The role of mediation (even for capacitous residents, provided agreement can be reached as to who pays for it) should be considered and undertaken where possible, which may result in an equally binding agreement signed by the parties, as long as it is appropriately weighed within the context of considerations required to be taken into account for those who lack relevant capacity.
The capacitous resident
Where a resident has relevant capacity, seeking to evict them because of their family’s behaviour or the care home’s relationship with that family may be approached in one of two ways:
1by the care home taking steps to enforce eviction via the county court on the basis of the contractual term on which it relies and then defending those proceedings; or
2by the family or resident themselves, where possible, initiating proceedings to seek an injunction against the care home to prevent eviction.
Such cases may be particularly bolstered by the use of CA s73 where it applies.
3. Care Act 2014 s73
Section 73 came into force on 1 April 2015 and changed the status of registered care providers in the UK to that of ‘exercising a function of a public nature’ (s73(2)) for the purposes of the Human Rights Act 1998 (HRA) when providing adults with personal care in their own homes or residential accommodation with personal or nursing care, such care having been arranged or funded by a public authority pursuant to its duties or powers. In exercising such ‘public function’ for the purpose of HRA s6(1), registered care providers are therefore under a duty to act in a way that is compatible with residents’ rights under the European Convention on Human Rights.

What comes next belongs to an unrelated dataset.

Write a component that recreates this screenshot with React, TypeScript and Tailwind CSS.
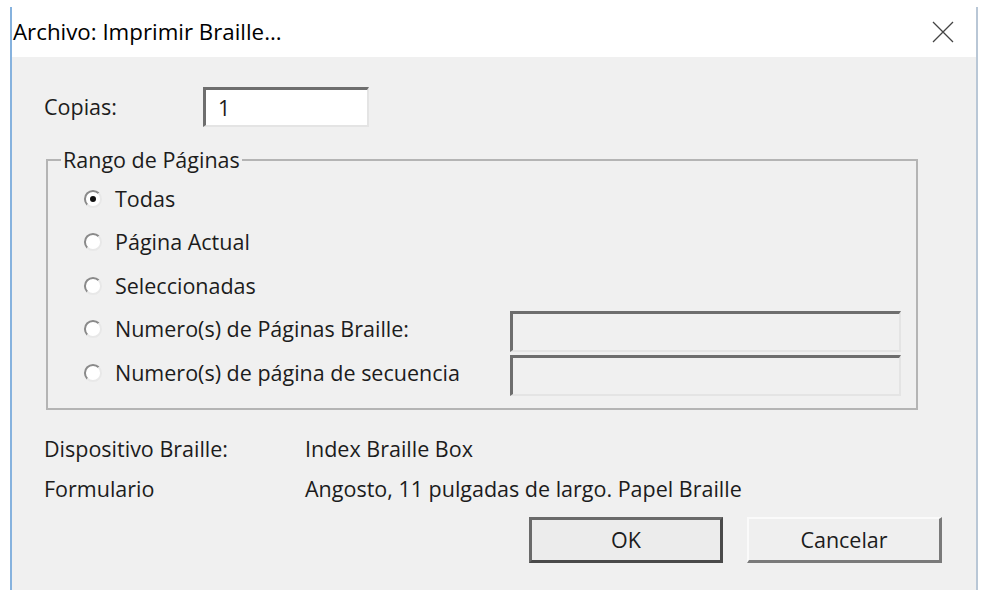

The downside is that s73 does not apply to self-funders, because the provision has to be in some way imputable to the state. Self-funders may then find themselves relying on whether or not the eviction or action to restrict contact is legally sound, or they may enter the CoP realm if they lack or have lost relevant capacity. There seems no particular bar to a self-funder seeking to invoke a human rights claim as part of their resistance to eviction or contact restrictions, but it would have to operate outside s73 and in accordance with what is legally possible.
That said, where a self-funder actually requests that the local authority meet their needs even if they have to pay for such care in full, this would trigger the local authority’s duty under CA s18 to meet those needs (see Care and support statutory guidance Annex A paras 41–42). It is difficult to see how a local authority could claim that s73 did not apply to a self-funder who could have arranged their own placement, but availed themselves of condition 2 under CA s18(3) by requesting that the authority arrange to meet their needs or meets their needs itself in accordance with the CA.
Whether or not a resident lacks relevant capacity, s73 greatly assists in terms of the care home being required to demonstrate how it arrived at the decision to evict (or restrict contact) and what, if any, consideration was given to the resident’s human rights when making its decision.
Conclusion
While care homes are entitled to operate and provide care in an environment that allows and enables them to do so safely, they are not entitled to effectively punish residents for the behaviour of family members or friends. Seeking to enforce what may appear to be a strict legal contractual right will often fly in the face of a number of legal realities including CA s73.